A little while ago, I stumbled upon an old journal from high school, and as I flipped through the pages, I found a list I had created titled “5 things I need to change in order for people to like me.” The list included: put more effort into my appearance, appear less passionate and emotional, care less about people’s opinions {oh the irony}, no lunches in the library {said by a true introvert} and item #1: be more reserved.

Reading this list broke my heart.

I’ve spent much of my life shrinking myself. Trying to be smaller, quieter, skinnier. Since an early age I was told I was too loud, too opinionated, too boisterous. I heard again and again and again through insidious and overt ways: who you are is not good enough. I never felt included. Like just by being me, I was the odd woman out. So I spent a good portion of my life worrying about fitting in, losing weight, and being nice.

I desperately wanted to be loved for who I was, but since clearly that wasn’t an option, I went for the second best thing—winning love by being who I thought people wanted me to be. There was nothing more I craved than acceptance. So I played by the rules, excelled in school, counted calories obsessively and went off to an elite college to fulfill the ultimate dream of becoming a successful lawyer.

And yet despite the outside exterior of a flourishing young woman, inside, I was slowly disappearing.

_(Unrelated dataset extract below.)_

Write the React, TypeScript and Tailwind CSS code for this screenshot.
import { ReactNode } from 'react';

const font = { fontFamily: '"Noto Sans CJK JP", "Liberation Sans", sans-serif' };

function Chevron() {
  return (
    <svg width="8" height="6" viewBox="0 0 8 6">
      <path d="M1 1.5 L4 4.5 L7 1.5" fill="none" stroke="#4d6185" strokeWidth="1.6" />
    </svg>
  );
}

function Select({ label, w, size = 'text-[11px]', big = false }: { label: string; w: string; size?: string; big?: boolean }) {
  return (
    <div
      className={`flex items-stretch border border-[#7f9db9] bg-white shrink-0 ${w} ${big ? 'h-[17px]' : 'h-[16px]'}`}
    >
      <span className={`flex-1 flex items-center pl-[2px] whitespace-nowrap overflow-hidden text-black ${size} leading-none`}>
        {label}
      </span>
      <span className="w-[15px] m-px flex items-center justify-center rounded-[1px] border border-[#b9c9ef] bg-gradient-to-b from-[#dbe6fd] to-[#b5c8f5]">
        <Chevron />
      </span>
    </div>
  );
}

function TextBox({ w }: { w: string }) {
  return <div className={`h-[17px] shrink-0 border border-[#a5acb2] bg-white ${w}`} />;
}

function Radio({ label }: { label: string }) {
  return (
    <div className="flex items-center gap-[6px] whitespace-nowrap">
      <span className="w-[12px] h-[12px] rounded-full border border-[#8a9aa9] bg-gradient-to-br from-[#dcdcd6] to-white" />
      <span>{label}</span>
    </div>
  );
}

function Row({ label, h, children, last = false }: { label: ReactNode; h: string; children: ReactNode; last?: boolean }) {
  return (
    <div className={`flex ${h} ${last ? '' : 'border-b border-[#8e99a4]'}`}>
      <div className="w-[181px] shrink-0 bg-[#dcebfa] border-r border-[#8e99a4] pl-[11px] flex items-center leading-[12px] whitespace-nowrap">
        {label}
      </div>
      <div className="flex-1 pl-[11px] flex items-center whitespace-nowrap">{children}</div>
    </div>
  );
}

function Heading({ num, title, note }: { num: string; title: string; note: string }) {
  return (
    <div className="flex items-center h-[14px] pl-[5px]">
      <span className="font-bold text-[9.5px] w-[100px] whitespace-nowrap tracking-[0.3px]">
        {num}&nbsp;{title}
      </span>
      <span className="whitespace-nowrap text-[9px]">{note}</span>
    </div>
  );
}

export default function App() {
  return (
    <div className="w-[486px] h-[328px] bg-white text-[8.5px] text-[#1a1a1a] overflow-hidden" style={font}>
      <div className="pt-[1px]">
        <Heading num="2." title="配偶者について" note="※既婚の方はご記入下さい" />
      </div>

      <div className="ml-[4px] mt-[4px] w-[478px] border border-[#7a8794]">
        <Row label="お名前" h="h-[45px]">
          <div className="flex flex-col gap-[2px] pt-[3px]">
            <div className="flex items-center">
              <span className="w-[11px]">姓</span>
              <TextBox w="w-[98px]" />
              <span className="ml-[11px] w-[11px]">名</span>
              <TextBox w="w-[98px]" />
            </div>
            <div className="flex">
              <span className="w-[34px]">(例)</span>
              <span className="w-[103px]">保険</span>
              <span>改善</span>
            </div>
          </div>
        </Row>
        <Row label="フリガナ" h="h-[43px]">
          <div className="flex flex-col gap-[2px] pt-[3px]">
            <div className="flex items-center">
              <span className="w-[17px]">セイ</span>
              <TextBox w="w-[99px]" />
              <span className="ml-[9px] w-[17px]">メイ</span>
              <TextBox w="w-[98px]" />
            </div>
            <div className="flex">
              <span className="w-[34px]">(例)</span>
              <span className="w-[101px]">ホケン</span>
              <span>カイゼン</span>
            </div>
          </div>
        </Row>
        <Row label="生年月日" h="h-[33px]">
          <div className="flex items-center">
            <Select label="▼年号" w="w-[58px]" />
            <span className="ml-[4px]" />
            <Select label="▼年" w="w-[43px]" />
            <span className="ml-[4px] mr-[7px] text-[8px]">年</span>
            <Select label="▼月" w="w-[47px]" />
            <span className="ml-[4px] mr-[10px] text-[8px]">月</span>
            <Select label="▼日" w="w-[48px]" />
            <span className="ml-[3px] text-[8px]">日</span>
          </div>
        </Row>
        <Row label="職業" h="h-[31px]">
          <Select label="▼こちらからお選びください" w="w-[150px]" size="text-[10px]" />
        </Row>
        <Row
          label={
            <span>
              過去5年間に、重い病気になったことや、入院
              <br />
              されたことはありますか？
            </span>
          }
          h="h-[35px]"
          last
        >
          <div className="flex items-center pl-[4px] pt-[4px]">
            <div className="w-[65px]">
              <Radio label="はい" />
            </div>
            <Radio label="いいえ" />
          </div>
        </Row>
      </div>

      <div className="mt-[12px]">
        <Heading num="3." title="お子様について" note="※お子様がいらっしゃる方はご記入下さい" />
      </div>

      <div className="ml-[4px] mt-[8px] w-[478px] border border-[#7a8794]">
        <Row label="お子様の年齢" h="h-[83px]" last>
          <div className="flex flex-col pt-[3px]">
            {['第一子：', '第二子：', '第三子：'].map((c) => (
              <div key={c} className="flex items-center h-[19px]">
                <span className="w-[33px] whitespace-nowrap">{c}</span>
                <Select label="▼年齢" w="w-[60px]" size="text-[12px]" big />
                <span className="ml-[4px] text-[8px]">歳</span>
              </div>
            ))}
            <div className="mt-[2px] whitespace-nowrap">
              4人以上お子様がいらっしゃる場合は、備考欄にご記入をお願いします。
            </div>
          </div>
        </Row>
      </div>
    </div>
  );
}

In the years of doing intimate healing + coaching work with women, I have found that while this is my story, elements of it can be found within the hearts of almost every women. Born feeling inadequate in this patriarchal world, thirsty for some type of validation from a system that tells her she doesn’t belong, it’s no wonder we do our best to conform, to hide, to play nice.

These painful experiences are even further augmented when we introduce the color of our skin, our attractiveness, our body size and abilities, our sexual orientation, etc.

Looking back now it’s no surprise why one day my body rebelled against my narrow existence and internalized societal belief that I could not express myself, and started binge eating. I never felt more fear in my life than the moment I realized I had no control over the what, why, how and when of my relationship with food. I guess a deep unconscious part of me that was craving freedom and expression figured that if I could not express myself, at least I could expand my physical presence. Maybe in that way, I would finally be seen by my own heart.

I can remember so many instances where I would sneak food into the bathroom and shove it in my face as fast as possible while crying in desolation and embarrassment because I had no idea what was wrong with me and how to stop it. I kept foolishly thinking it would just go away one day and yet it kept coming back day after day after day.

And that’s the thing. Unless we begin to actually address the inner wounds and unpack societal conditioning, our patterns are going to continue to manifest again and again and again. Different jobs, different relationships, different circumstances, it doesn’t matter where you go, they keep coming back, inviting you to pause, to investigate, to go inward.

We may not always have power to change the external, but with the right support, there is always hope for shifting the internal. And in that shift, our alignment to our best selves is inevitable.

So today, let’s begin with a simple {but not always easy!} practice - begin to trust the needs and responses of the body, including emotions and physical sensations. Instead of judging and pushing away what arises within you, see if you can get curious instead.

Disassociating from our physical body is one of the many ways we deal with our unconscious propensity to satisfy the patriarchy, as well as our natural reaction to trauma. In a society that tells women how we must look {and also not be too emotional!} disconnection feels necessary, and as a consequence removes us from our source of power.

You see, our body is always living in the present, and as such it has unique ability of grounding us deeply in the moment. When you can access this present moment, you also access a range of powerful emotions coming from your unconscious mind that is speaking to you through energy and flow.

When I began to listen to the needs of my body, I realized the true depth of our ability to nourish and protect ourselves, if we slowed down enough to listen. Only once I started exploring the multi-faceted wisdom that was my body, did I start finding who I was, and where I needed to heal. Our body is the sign posts to our freedom, if we just bothered to pay attention.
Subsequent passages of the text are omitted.